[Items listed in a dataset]
· · · · ·
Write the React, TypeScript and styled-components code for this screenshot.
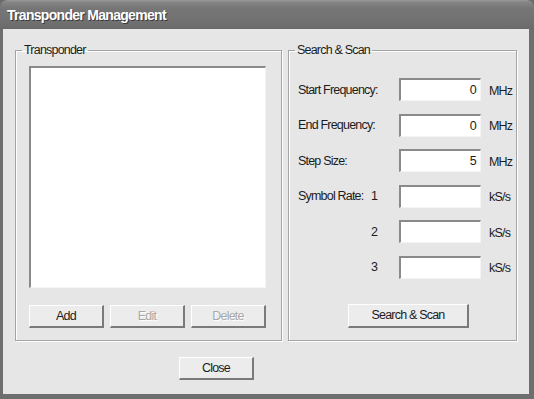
import React from "react";
import styled, { createGlobalStyle } from "styled-components";

const GlobalStyle = createGlobalStyle`
  html, body {
    margin: 0;
    padding: 0;
    background: #6c6c6c;
  }
  body {
    font-family: "Liberation Sans", Arial, sans-serif;
  }
`;

const Window = styled.div`
  width: 534px;
  height: 399px;
  box-sizing: border-box;
  display: flex;
  flex-direction: column;
  background: #6e6e6e;
  border-radius: 7px 7px 0 0;
  padding: 0 5px 5px 3px;
  overflow: hidden;
`;

const TitleBar = styled.div`
  height: 29px;
  margin: 0 -5px 0 -3px;
  padding-left: 7px;
  display: flex;
  align-items: center;
  background: linear-gradient(#9a9a9a 0px, #868686 2px, #767676 8px, #707070 22px, #6a6a6a 29px);
  border-radius: 7px 7px 0 0;
  color: #ffffff;
  font-weight: bold;
  font-size: 14px;
  letter-spacing: -0.7px;
  text-shadow: 1px 1px 0 #3a3a3a;
`;

const Client = styled.div`
  flex: 1;
  background: #e6e6e6;
  padding: 14px 12px 0 12px;
  display: flex;
  flex-direction: column;
  color: #1c1c1c;
  font-size: 12.5px;
  letter-spacing: -0.8px;
`;

const GroupsRow = styled.div`
  display: flex;
  gap: 6px;
`;

const Group = styled.fieldset<{ $width?: number; $padLeft: number }>`
  margin: 0;
  box-sizing: border-box;
  height: 298px;
  ${(p) => (p.$width ? `width: ${p.$width}px;` : "flex: 1;")}
  border: 1px solid #a4a4a4;
  box-shadow: inset 1px 1px 0 #ffffff, 1px 1px 0 #ffffff;
  padding: 9px 15px 12px ${(p) => p.$padLeft}px;
  display: flex;
  flex-direction: column;
  min-width: 0;
`;

const Legend = styled.legend<{ $offset: number }>`
  padding: 0 2px;
  margin-left: ${(p) => p.$offset}px;
  line-height: 14px;
`;

const ListBox = styled.div`
  flex: 1;
  background: #ffffff;
  border-top: 2px solid #8a8a8a;
  border-left: 2px solid #8a8a8a;
  border-right: 1px solid #f4f4f4;
  border-bottom: 1px solid #f4f4f4;
`;

const ButtonRow = styled.div`
  margin-top: 17px;
  display: flex;
  justify-content: space-between;
`;

const Button = styled.button<{ $width?: number; $height?: number }>`
  width: ${(p) => p.$width ?? 75}px;
  height: ${(p) => p.$height ?? 23}px;
  box-sizing: border-box;
  padding: 0;
  background: #ececec;
  border-top: 1px solid #ffffff;
  border-left: 1px solid #ffffff;
  border-right: 2px solid #7a7a7a;
  border-bottom: 2px solid #7a7a7a;
  font-family: inherit;
  font-size: 12.5px;
  letter-spacing: -0.8px;
  color: #1c1c1c;
  &:disabled {
    color: #a8a8a8;
    text-shadow: 1px 1px 0 #ffffff;
  }
`;

const FieldGrid = styled.div`
  margin-top: 12px;
  display: grid;
  grid-template-columns: 101px 82px auto;
  grid-auto-rows: 23px;
  row-gap: 12.6px;
  align-items: center;
`;

const FieldLabel = styled.div`
  display: flex;
  align-items: center;
`;

const LabelText = styled.span`
  width: 73px;
  white-space: nowrap;
`;

const Input = styled.div`
  height: 23px;
  box-sizing: border-box;
  background: #ffffff;
  border-top: 2px solid #8a8a8a;
  border-left: 2px solid #8a8a8a;
  border-right: 1px solid #f4f4f4;
  border-bottom: 1px solid #f4f4f4;
  padding-right: 4px;
  display: flex;
  align-items: center;
  justify-content: flex-end;
`;

const Unit = styled.span`
  padding: 2px 0 0 8px;
`;

const ScanRow = styled.div`
  margin-top: 25px;
  padding-left: 50px;
`;

const Footer = styled.div`
  margin-top: 16px;
  padding-left: 164px;
`;

const fields = [
  { label: "Start Frequency:", num: "", value: "0", unit: "MHz" },
  { label: "End Frequency:", num: "", value: "0", unit: "MHz" },
  { label: "Step Size:", num: "", value: "5", unit: "MHz" },
  { label: "Symbol Rate:", num: "1", value: "", unit: "kS/s" },
  { label: "", num: "2", value: "", unit: "kS/s" },
  { label: "", num: "3", value: "", unit: "kS/s" },
];

export default function App() {
  return (
    <>
      <GlobalStyle />
      <Window>
        <TitleBar>Transponder Management</TitleBar>
        <Client>
          <GroupsRow>
            <Group $width={267} $padLeft={13}>
              <Legend $offset={-7}>Transponder</Legend>
              <ListBox />
              <ButtonRow>
                <Button>Add</Button>
                <Button disabled>Edit</Button>
                <Button disabled>Delete</Button>
              </ButtonRow>
            </Group>
            <Group $padLeft={9}>
              <Legend $offset={-3}>Search &amp; Scan</Legend>
              <FieldGrid>
                {fields.map((f, i) => (
                  <React.Fragment key={i}>
                    <FieldLabel>
                      <LabelText>{f.label}</LabelText>
                      <span>{f.num}</span>
                    </FieldLabel>
                    <Input>{f.value}</Input>
                    <Unit>{f.unit}</Unit>
                  </React.Fragment>
                ))}
              </FieldGrid>
              <ScanRow>
                <Button $width={121} $height={24}>
                  Search &amp; Scan
                </Button>
              </ScanRow>
            </Group>
          </GroupsRow>
          <Footer>
            <Button>Close</Button>
          </Footer>
        </Client>
      </Window>
    </>
  );
}
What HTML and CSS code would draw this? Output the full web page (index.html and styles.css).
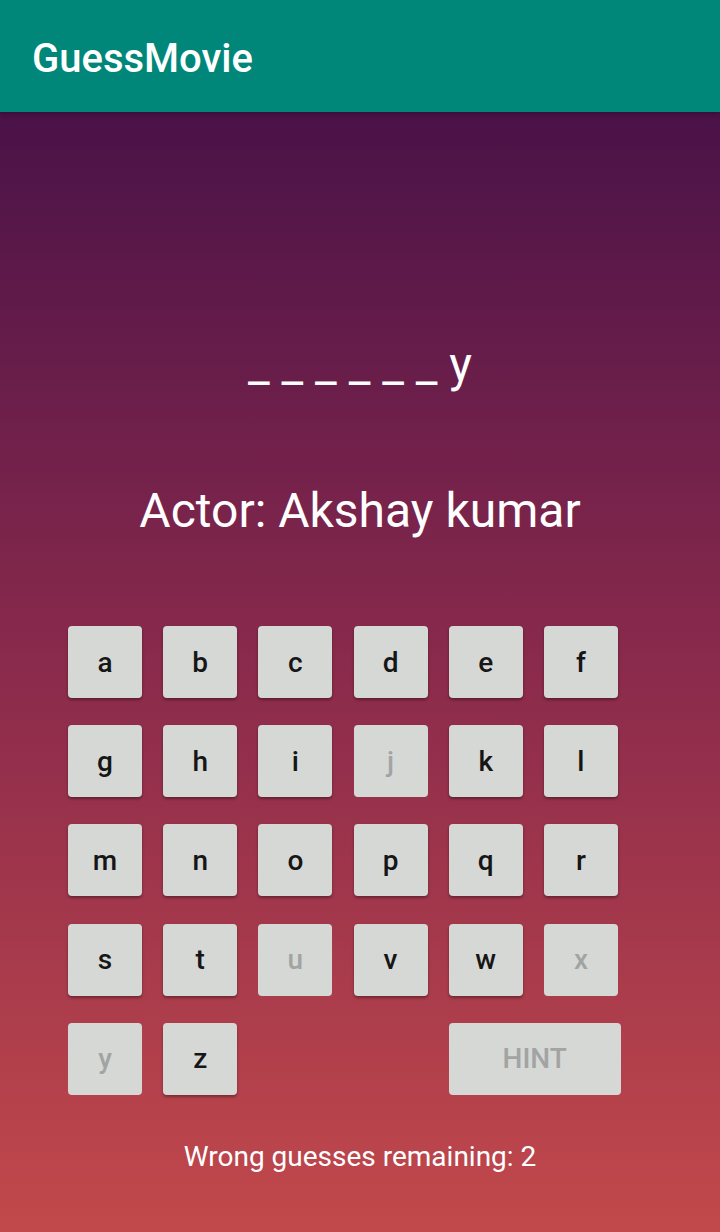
· · · · ·
▸ **What you will do**
Copy each line of the listing that includes "this".

▸ **Answer in full**
Write the React, TypeScript and styled-components code for this screenshot.
What HTML and CSS code would draw this? Output the full web page (index.html and styles.css).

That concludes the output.